Monday, Christmas Eve. Twelve of the fifteen employees have shown up to work. At the meeting, I tell them that our annual sales will be very close to last year's totals. We finished 2011 with $2,138,572 in new orders, and as of today, we stand at $2,066,064. I expect a few more jobs in the last days of the year, as bosses with extra cash rush to spend some of it and reduce their tax load.

Ron Dedrick raises his hand: “How about our bonus? We have money, and sales are back where they were last year. And you gave us a big bonus then. Are you going to do it again?”

It's the question I've been dreading. I swallow and deliver my answer: “Maybe. I'm not comfortable with our cash cushion. We're positive, but we've been negative most of the year. Bonuses are expensive. Do you remember what you got last year?” I had been very generous, giving the lowest-paid workers fifteen hundred dollars, and the higher-paid guys four thousand dollars each.

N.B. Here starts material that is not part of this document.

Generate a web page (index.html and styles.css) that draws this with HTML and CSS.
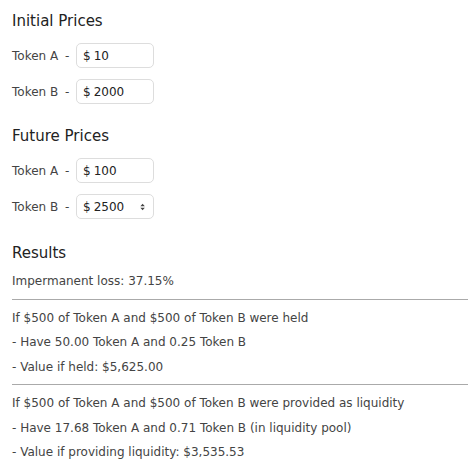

“You guys got a nice surprise. Well, that added up to forty-eight thousand dollars, not including payroll taxes. But we also had a lot more cash, so I could afford it. A year ago, I had $280,000 in the bank. Today I have half that.” Stony looks from the crowd. “I'll tell you what. Next Monday, New Year's Eve, is the last payday of the year. I'll make a decision then, based on our cash position. But I'll tell you right now, it won't be anything like last year. I just don't have the money.” Unhappy looks all around, which I find a little bit disgusting. All year, I've paid them on time and in full, even when it was a struggle. I resent the implication that they are entitled to a bonus after such a bad year. I'm tempted to point to the donuts and say, “There's your bonus, gentlemen,” but I restrain myself. Instead, I end the meeting and walk back to my office.